Samuel L. Jackson is back, tougher, meaner and with a partner who is not quite on his wavelength. In "The Man", the actor stars opposite Eugene Levy, a dental salesman mistaken for a gunrunner, who becomes an unwilling partner to Jackson’s no nonsense Federal agent. But as Jackson explained to PAUL FISCHER, he took it as seriously as anything else he takes on.

Did you want to show a different color to you, or do you think this is an extension of many other characters you’ve done?
I just wanted to do a comedy, I guess, because I hadn’t done one in a while and it was an interesting opportunity to meet Eugene and be in that particular space, because I like watching him on screen, and I loved watching him on SCTV. And just to kind of do something that wasn’t as heavy as the film that I’d done before or the film that I had to do next, and just kind of enjoy myself and have some fun and laugh every day.

Is it frustrating to be the straight guy and not be able to do more comedic stuff?
That would be fun if I read a script that had that in it, and I was able to get that job and do it, that would be great, but I know what my job is in this particular film, and I know that I have a sense of humor and there are things that I can do that are funny just because it’s what’s happening in the particular scene, and it’s not a joke and it’s not a Pratt fall, it’s just a look, it has to be what it is.
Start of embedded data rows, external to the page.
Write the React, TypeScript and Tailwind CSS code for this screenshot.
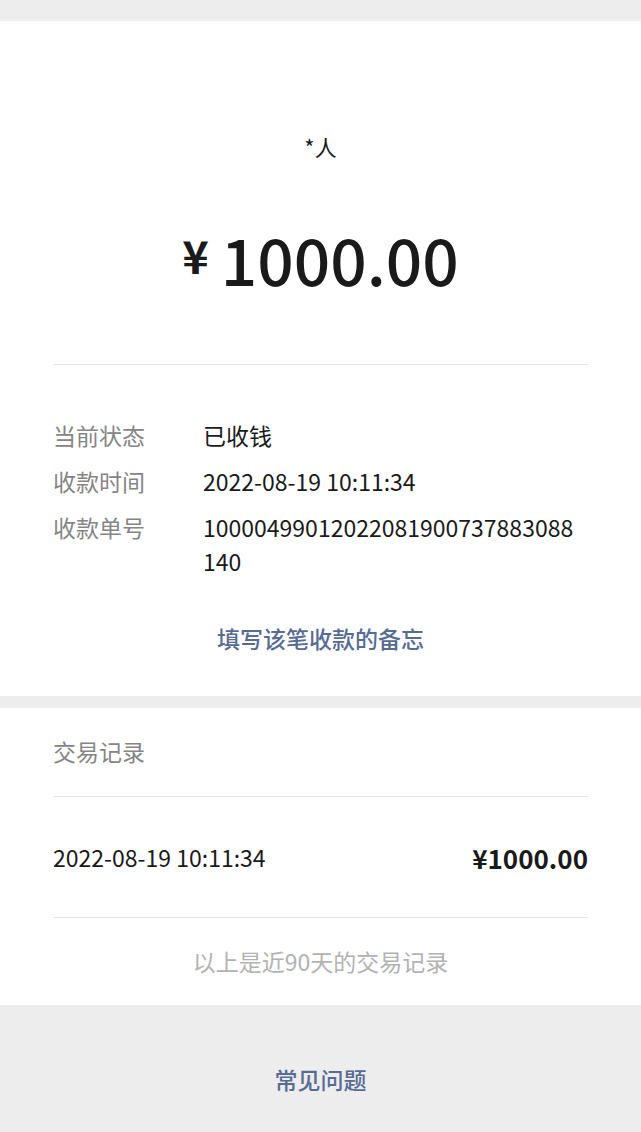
import React from 'react';

const font = { fontFamily: '"Noto Sans CJK SC", "Noto Sans", sans-serif' };

const InfoRow: React.FC<{ label: string; value: string }> = ({ label, value }) => (
  <div className="flex">
    <div className="w-[150px] shrink-0 text-[#858585]">{label}</div>
    <div className="w-[376px] break-all text-[#1a1a1a]">{value}</div>
  </div>
);

export default function App() {
  return (
    <div className="min-h-[1132px] bg-[#ededed] pt-[21px]" style={font}>
      <div className="bg-white px-[53px]">
        <div className="pt-[110px] text-center text-[22px] leading-[30px] text-[#1a1a1a]">*人</div>
        <div className="mt-[65px] flex items-start justify-center text-[#1a1a1a]">
          <span className="mt-[6px] mr-[12px] text-[45px] font-semibold leading-none">¥</span>
          <span className="text-[64px] font-medium leading-none">1000.00</span>
        </div>
        <div className="mt-[74px] h-px bg-[#e5e5e5]" />
        <div className="flex flex-col gap-[12px] pt-[53px] text-[23px] leading-[34px]">
          <InfoRow label="当前状态" value="已收钱" />
          <InfoRow label="收款时间" value="2022-08-19 10:11:34" />
          <InfoRow label="收款单号" value="10000499012022081900737883088140" />
        </div>
        <div className="pt-[45px] pb-[43px] text-center text-[23px] font-medium leading-[30px] text-[#576b95]">
          填写该笔收款的备忘
        </div>
      </div>
      <div className="mt-[12px] bg-white px-[53px]">
        <div className="pt-[28px] pb-[30px] text-[23px] leading-[30px] text-[#858585]">交易记录</div>
        <div className="h-px bg-[#e5e5e5]" />
        <div className="flex h-[120px] items-center justify-between text-[#1a1a1a]">
          <span className="text-[23px]">2022-08-19 10:11:34</span>
          <span className="text-[26px] font-semibold">¥1000.00</span>
        </div>
        <div className="h-px bg-[#e5e5e5]" />
        <div className="pt-[28px] pb-[29px] text-center text-[23px] leading-[30px] text-[#b2b2b2]">
          以上是近90天的交易记录
        </div>
      </div>
      <div className="pt-[59px] text-center text-[23px] font-medium leading-[30px] text-[#576b95]">常见问题</div>
    </div>
  );
}
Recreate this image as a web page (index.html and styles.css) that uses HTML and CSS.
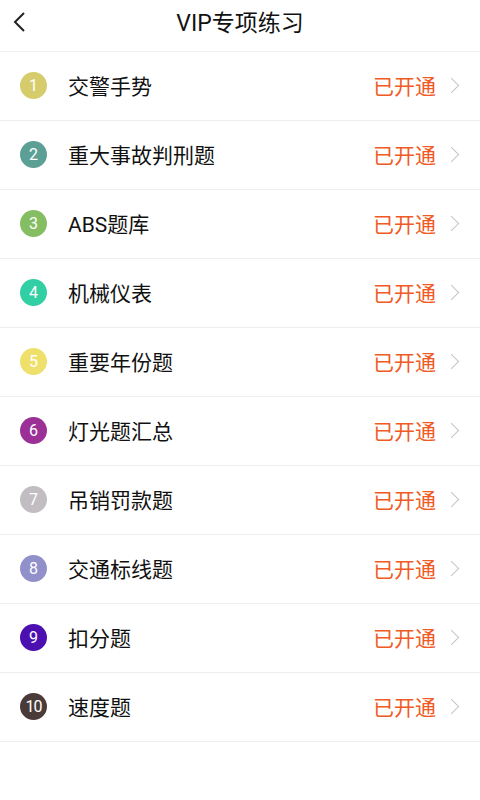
FILE: index.html
```html
<!DOCTYPE html>
<html lang="zh">
<head>
    <meta charset="UTF-8">
    <meta name="viewport" content="width=device-width, initial-scale=1.0">
    <title>VIP专项练习</title>
    <link rel="stylesheet" href="styles.css">
</head>
<body>

<div class="top-bar">
    <a class="back" href="#">
        <svg width="14" height="20" viewBox="0 0 14 20"><path d="M12 1 L3 10 L12 19" fill="none" stroke="#222" stroke-width="2"/></svg>
    </a>
    <div class="title">VIP专项练习</div>
</div>

<div class="list">
    <div class="item"><span class="num c1">1</span><span class="name">交警手势</span><span class="status">已开通</span><span class="arrow"></span></div>
    <div class="item"><span class="num c2">2</span><span class="name">重大事故判刑题</span><span class="status">已开通</span><span class="arrow"></span></div>
    <div class="item"><span class="num c3">3</span><span class="name">ABS题库</span><span class="status">已开通</span><span class="arrow"></span></div>
    <div class="item"><span class="num c4">4</span><span class="name">机械仪表</span><span class="status">已开通</span><span class="arrow"></span></div>
    <div class="item"><span class="num c5">5</span><span class="name">重要年份题</span><span class="status">已开通</span><span class="arrow"></span></div>
    <div class="item"><span class="num c6">6</span><span class="name">灯光题汇总</span><span class="status">已开通</span><span class="arrow"></span></div>
    <div class="item"><span class="num c7">7</span><span class="name">吊销罚款题</span><span class="status">已开通</span><span class="arrow"></span></div>
    <div class="item"><span class="num c8">8</span><span class="name">交通标线题</span><span class="status">已开通</span><span class="arrow"></span></div>
    <div class="item"><span class="num c9">9</span><span class="name">扣分题</span><span class="status">已开通</span><span class="arrow"></span></div>
    <div class="item"><span class="num c10">10</span><span class="name">速度题</span><span class="status">已开通</span><span class="arrow"></span></div>
</div>

</body>
</html>
```
FILE: styles.css
```css
body {
    margin: 0;
    background: #fff;
    font-family: Roboto, "Noto Sans CJK SC", sans-serif;
    color: #111;
}
.top-bar {
    height: 51px;
    border-bottom: 1px solid #f0f0f0;
    display: flex;
    align-items: center;
    justify-content: center;
    position: relative;
}
.back {
    position: absolute;
    left: 12px;
    top: 12px;
}
.title {
    font-size: 23px;
    margin-top: -9px;
}
.item {
    height: 66px;
    padding: 0 19px 2px 20px;
    border-bottom: 1px solid #eee;
    display: flex;
    align-items: center;
}
.num {
    width: 27px;
    height: 27px;
    border-radius: 50%;
    color: #fff;
    font-size: 16px;
    display: flex;
    align-items: center;
    justify-content: center;
    flex-shrink: 0;
}
.name {
    margin-left: 21px;
    font-size: 21px;
    flex: 1;
}
.status {
    color: #f05a24;
    font-size: 21px;
}
.arrow {
    width: 10px;
    height: 10px;
    border-top: 1.5px solid #c4c4c4;
    border-right: 1.5px solid #c4c4c4;
    transform: rotate(45deg);
    margin-left: 10px;
    margin-right: 4px;
}
.c1 { background: #d6cc6c; }
.c2 { background: #5c9f95; }
.c3 { background: #85bd62; }
.c4 { background: #32cfa4; }
.c5 { background: #efe06c; }
.c6 { background: #9b3197; }
.c7 { background: #c1bdc1; }
.c8 { background: #9290cb; }
.c9 { background: #4c10b0; }
.c10 { background: #4a3b39; letter-spacing: -1px; }
```
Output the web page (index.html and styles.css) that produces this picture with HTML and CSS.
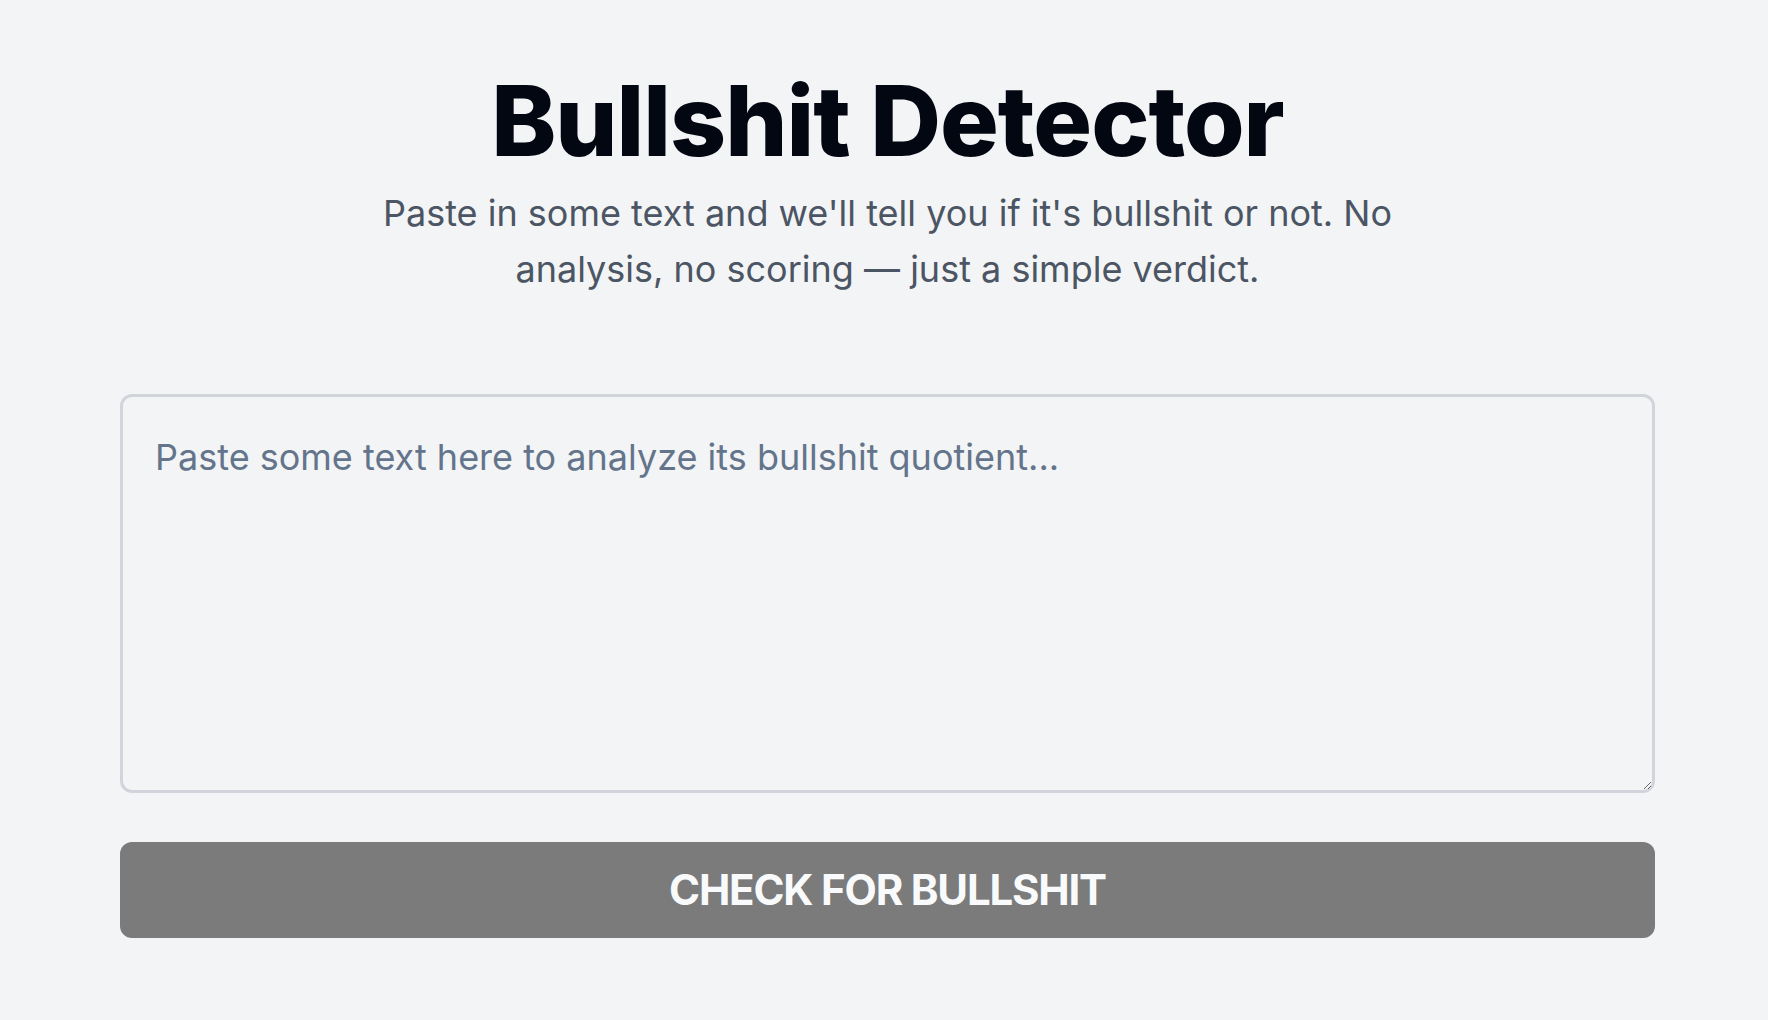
FILE: index.html
```html
<!DOCTYPE html>
<html lang="en">
<head>
<meta charset="utf-8">
<title>Bullshit Detector</title>
<link rel="stylesheet" href="styles.css">
</head>
<body>
<main class="page">
  <header class="hero">
    <h1 class="title">Bullshit Detector</h1>
    <p class="subtitle">Paste in some text and we'll tell you if it's bullshit or not. No analysis, no scoring — just a simple verdict.</p>
  </header>
  <section class="form">
    <textarea class="input" placeholder="Paste some text here to analyze its bullshit quotient..."></textarea>
    <button class="check" type="button">CHECK FOR BULLSHIT</button>
  </section>
</main>
</body>
</html>
```
FILE: styles.css
```css
html, body {
  margin: 0;
  padding: 0;
  background: #f3f4f6;
}
body {
  font-family: Inter, "Noto Sans", sans-serif;
}
.page {
  padding: 72px 113px 40px 120px;
  display: flex;
  flex-direction: column;
}
.hero {
  display: flex;
  flex-direction: column;
  align-items: center;
  text-align: center;
}
.title {
  margin: 0;
  font-size: 98px;
  line-height: 98px;
  font-weight: 800;
  letter-spacing: -1px;
  color: #030712;
}
.subtitle {
  margin: 15px 0 0;
  max-width: 1060px;
  font-size: 36px;
  line-height: 56px;
  color: #4b5563;
}
.form {
  margin-top: 97px;
  display: flex;
  flex-direction: column;
  gap: 49px;
}
.input {
  box-sizing: border-box;
  width: 100%;
  height: 399px;
  padding: 32px 32px 30px;
  border: 3px solid #d1d5db;
  border-radius: 12px;
  background: #f3f4f6;
  font-family: Inter, "Noto Sans", sans-serif;
  font-size: 36px;
  line-height: 56px;
  color: #111827;
  outline: none;
}
.input::placeholder {
  color: #64748b;
}
.check {
  height: 96px;
  padding: 0 0 2px;
  border: 0;
  border-radius: 12px;
  background: #7b7b7b;
  color: #f9fafb;
  font-family: Inter, "Noto Sans", sans-serif;
  font-size: 42px;
  font-weight: 700;
  letter-spacing: -1.2px;
}
```
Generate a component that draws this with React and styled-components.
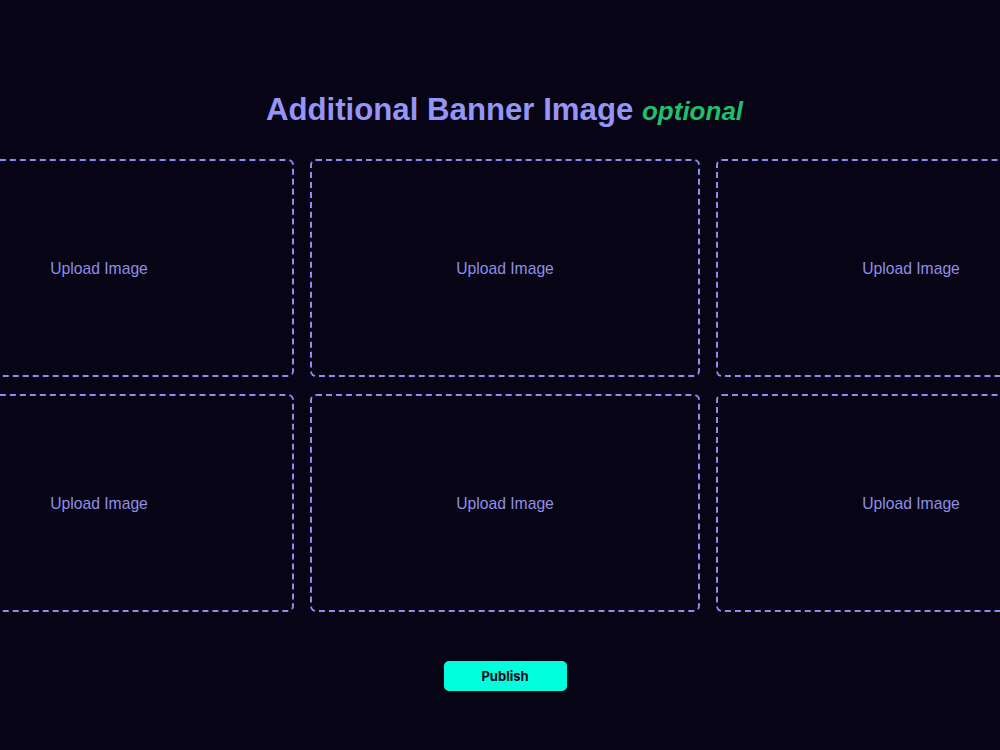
import React from "react";
import styled, { createGlobalStyle } from "styled-components";

const Global = createGlobalStyle`
  html, body { margin: 0; padding: 0; background: #060415; overflow: hidden; }
  body { font-family: "Liberation Sans", Arial, sans-serif; }
`;

const Page = styled.div`
  width: 1000px;
  height: 750px;
  display: flex;
  flex-direction: column;
  align-items: center;
  padding-top: 90px;
  box-sizing: border-box;
`;

const Title = styled.h1`
  margin: 0;
  font-size: 31.2px;
  font-weight: 700;
  color: #9595f7;
  line-height: 40px;
  padding-left: 9px;
`;

const Optional = styled.span`
  font-style: italic;
  font-size: 26px;
  color: #1fbf6b;
`;

const GridWrap = styled.div`
  width: 1000px;
  display: flex;
  justify-content: center;
  padding-left: 10px;
  box-sizing: border-box;
  margin-top: 28px;
`;

const Grid = styled.div`
  flex-shrink: 0;
  display: grid;
  grid-template-columns: repeat(3, 390px);
  grid-auto-rows: 218px;
  column-gap: 16px;
  row-gap: 17px;
`;

const Slot = styled.div`
  box-sizing: border-box;
  border: 2px dashed #8d8df0;
  border-radius: 6px;
  display: flex;
  align-items: center;
  justify-content: center;
  color: #8f8fe6;
  font-size: 15.7px;
  padding-top: 1px;
`;

const Publish = styled.button`
  margin-top: 49px;
  margin-left: 10px;
  width: 123px;
  height: 30px;
  border: none;
  border-radius: 5px;
  background: #00ffdd;
  color: #0a0a1a;
  font-family: Inter, "Liberation Sans", sans-serif;
  font-weight: 700;
  font-size: 13px;
  cursor: pointer;
`;

export default function App() {
  return (
    <>
      <Global />
      <Page>
        <Title>
          Additional Banner Image <Optional>optional</Optional>
        </Title>
        <GridWrap>
          <Grid>
            {Array.from({ length: 6 }).map((_, i) => (
              <Slot key={i}>Upload Image</Slot>
            ))}
          </Grid>
        </GridWrap>
        <Publish>Publish</Publish>
      </Page>
    </>
  );
}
I watched a lot of TV shows when I was growing up and watch a lot of comedians who had that deadpan stare, and it was an opportunity to use those things that I watched and enjoyed.

How much adlibbing did you do on this?
Actually not a lot, only because we had a great rehearsal period, we went through the script, Eugene rewrote the majority of it (gives small laugh) because that’s what he does, and as the characters came together and you put them up on their feet and put flesh on the words on a page, things do change and relationships change, so we fixed those things before we started to shoot. And if something spontaneous did happen on set in terms of how we reacted to each other in the car, we worked the next morning on figuring it out how that fits into what we planned to do already and just make it happen.

What was it about this character that attracted you, especially if you had to change so much?
Derrick Vann’s kind of a loner in the world, and he says he doesn’t trust anybody, he does things his way, he’s been burned in varies and sundry ways in his relationships and all of a sudden in the midst of that, he’s trying to solve a crime that somebody thinks he’s guilty of, or has a part in, and the way he wants to solve the crime gets kind of messed up because this guy gets in the way, and all of a sudden he has to use this guy as a tool and no matter how he tries to use him the guy kind of messes it up, so every time he thinks he’s got the plan right it goes off in another direction and he’s got to pull it back.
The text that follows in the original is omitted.